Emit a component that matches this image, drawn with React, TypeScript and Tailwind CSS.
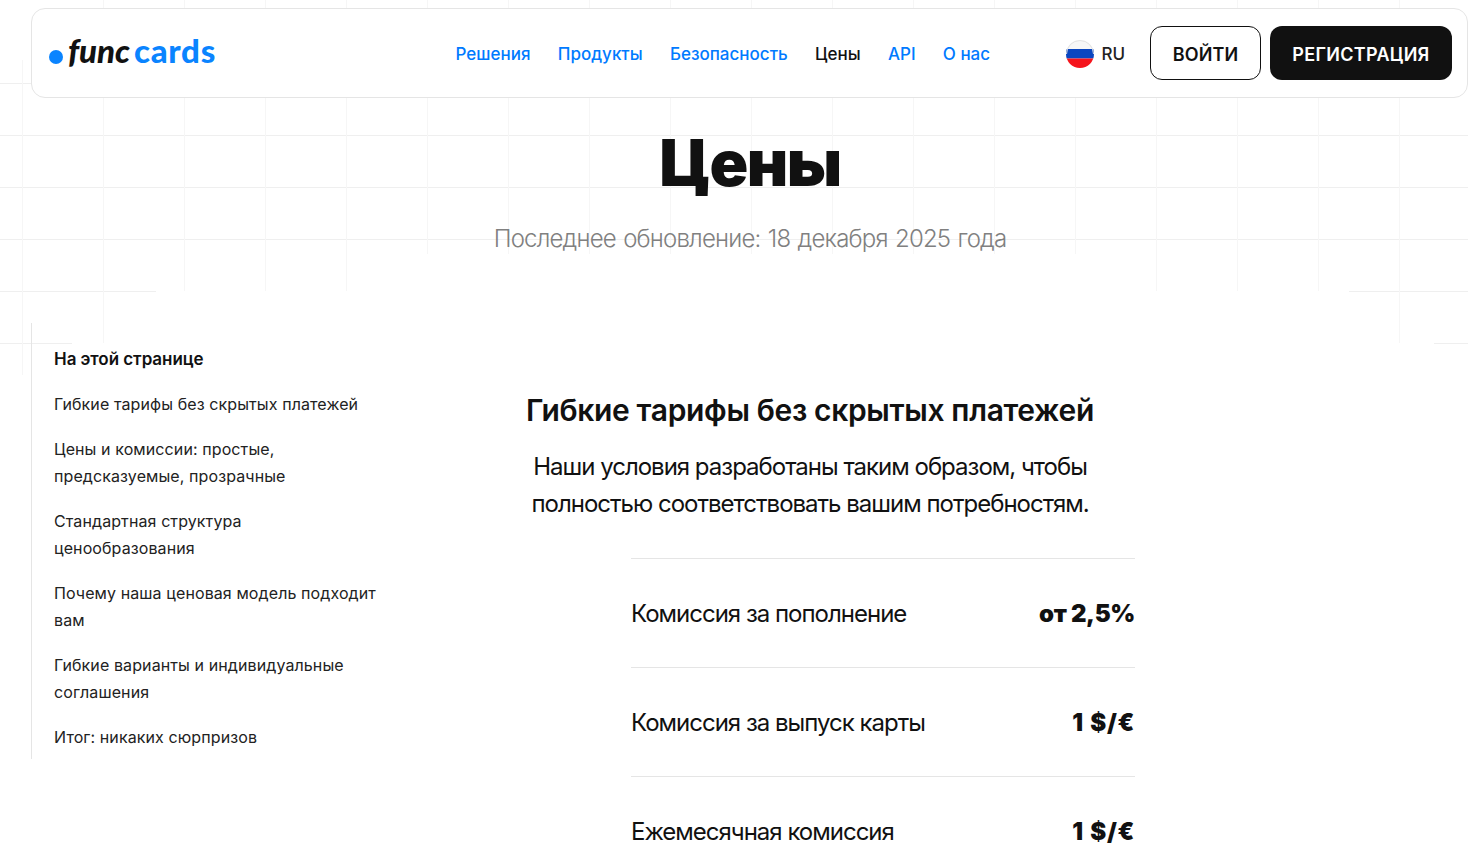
const navLinks = [
  { label: "Решения", active: false },
  { label: "Продукты", active: false },
  { label: "Безопасность", active: false },
  { label: "Цены", active: true },
  { label: "API", active: false },
  { label: "О нас", active: false },
];

const tocLinks = [
  "Гибкие тарифы без скрытых платежей",
  "Цены и комиссии: простые, предсказуемые, прозрачные",
  "Стандартная структура ценообразования",
  "Почему наша ценовая модель подходит вам",
  "Гибкие варианты и индивидуальные соглашения",
  "Итог: никаких сюрпризов",
];

const priceRows = [
  { label: "Комиссия за пополнение", value: "от 2,5%", valueClass: "tracking-[-0.35px]" },
  { label: "Комиссия за выпуск карты", value: "1 $/€", valueClass: "tracking-[0.7px] [word-spacing:1px]" },
  { label: "Ежемесячная комиссия", value: "1 $/€", valueClass: "tracking-[0.7px] [word-spacing:1px]" },
];

function RuFlag() {
  return (
    <svg width="28" height="28" viewBox="0 0 28 28" className="mt-[2px] shrink-0">
      <defs>
        <clipPath id="flag-circle">
          <circle cx="14" cy="14" r="14" />
        </clipPath>
      </defs>
      <g clipPath="url(#flag-circle)">
        <rect width="28" height="9" fill="#f7f7f7" />
        <rect y="9" width="28" height="9.5" fill="#0a46c0" />
        <rect y="18.5" width="28" height="9.5" fill="#f5141c" />
      </g>
      <path d="M0.5 14a13.5 13.5 0 0 1 27 0" fill="none" stroke="#e2e2e2" />
    </svg>
  );
}

function GridBackground() {
  return (
    <div className="absolute left-0 top-0 h-[375px] w-full overflow-hidden">
      <div className="absolute inset-0 bg-[linear-gradient(to_right,#f6f6f6_1px,transparent_1px),linear-gradient(to_bottom,#efefef_1px,transparent_1px)] bg-[size:81px_52px] bg-[position:22px_31px]" />
      {/* steps where the grid fades out */}
      <div className="absolute left-0 top-0 h-[60px] w-[31px] bg-white" />
      <div className="absolute left-[348px] right-[312px] top-[254px] h-[40px] bg-white" />
      <div className="absolute left-[156px] right-[119px] top-[291px] h-[90px] bg-white" />
      <div className="absolute left-[72px] right-[34px] top-[343px] h-[40px] bg-white" />
    </div>
  );
}

export default function App() {
  return (
    <div className="relative h-[854px] overflow-hidden bg-white font-['Inter',sans-serif] text-[#111111]">
      <GridBackground />

      <div className="relative pl-[31px] pt-2">
        <header className="flex h-[90px] items-center rounded-[14px] border border-[#e5e5e5] bg-white pl-[17px] pr-[15px]">
          <a className="flex w-[406.5px] items-center">
            <span className="mr-[5px] mt-[7px] h-[14px] w-[14px] rounded-full bg-[#0a84ff]" />
            <span className="-mt-[5px] font-['Lato',sans-serif] text-[33px] font-black italic leading-none">
              func
            </span>
            <span className="-mt-[5px] ml-[4px] font-['Lato',sans-serif] text-[33px] font-black leading-none tracking-[0.7px] text-[#0a84ff]">
              cards
            </span>
          </a>

          <nav className="flex items-center gap-[27.3px] pt-[4px]">
            {navLinks.map((link) => (
              <a
                key={link.label}
                className={`text-[17px] font-medium ${link.active ? "text-[#111111]" : "text-[#007aff]"}`}
              >
                {link.label}
              </a>
            ))}
          </nav>

          <div className="ml-auto flex items-center">
            <div className="mr-[25px] flex items-center gap-[7px]">
              <RuFlag />
              <span className="pt-[3px] text-[17px] font-medium text-[#222222]">RU</span>
            </div>
            <button className="mr-[9px] h-[54px] w-[111px] rounded-xl border border-[#111111] bg-white pt-[3px] text-lg font-semibold tracking-[0.1px]">
              ВОЙТИ
            </button>
            <button className="h-[54px] w-[182px] rounded-xl bg-[#111111] pt-[3px] text-lg font-semibold tracking-[0.3px] text-white">
              РЕГИСТРАЦИЯ
            </button>
          </div>
        </header>
      </div>

      <div className="relative mt-[25px] flex flex-col items-center">
        <h1 className="pl-[32px] text-[64px] font-black leading-[80px] tracking-[-1.5px]">Цены</h1>
        <p className="mt-[20px] pl-[32px] text-2xl font-light tracking-[-0.8px] text-[#808080] [word-spacing:1.3px]">
          Последнее обновление: 18 декабря 2025 года
        </p>
      </div>

      <div className="relative mt-[68px] flex pl-[31px]">
        <aside className="w-[454px]">
          <ul className="flex h-[436px] flex-col gap-[18px] border-l border-[#e5e5e5] pl-[22px] pt-[23px] text-base leading-[27px] tracking-[0.1px] text-[#222222]">
            <li className="text-[17px] font-semibold tracking-[-0.05px] text-[#111111]">На этой странице</li>
            {tocLinks.map((item) => (
              <li key={item} className="w-[325px]">
                {item}
              </li>
            ))}
          </ul>
        </aside>

        <main className="flex w-[650px] flex-col items-center pt-[67px]">
          <h2 className="text-[30px] font-semibold leading-10 tracking-[-0.35px]">
            Гибкие тарифы без скрытых платежей
          </h2>
          <p className="mt-[18px] w-[600px] text-center text-2xl leading-[37px] tracking-[-1px]">
            Наши условия разработаны таким образом, чтобы полностью соответствовать вашим потребностям.
          </p>
          <div className="mt-[36px] w-[504px] self-end">
            {priceRows.map((row) => (
              <div
                key={row.label}
                className="flex h-[109px] items-center justify-between border-t border-[#e5e5e5] pt-[1px]"
              >
                <span className="text-2xl tracking-[-1px]">{row.label}</span>
                <span className={`text-2xl font-black ${row.valueClass}`}>{row.value}</span>
              </div>
            ))}
          </div>
        </main>
      </div>
    </div>
  );
}
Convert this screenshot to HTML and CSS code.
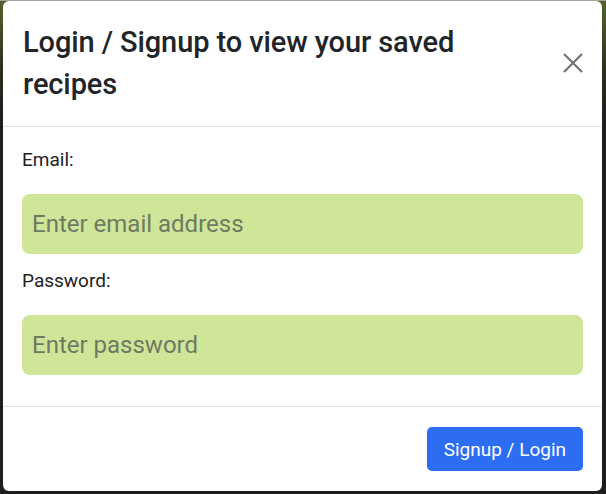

● ● ● ● ● ● ●

Aim:
Keep only the lines that hold the string "this", and copy them out.

Exercise solution:
Emit a component that matches this image, drawn with React, TypeScript and Tailwind CSS.
Convert this screenshot to HTML and CSS code.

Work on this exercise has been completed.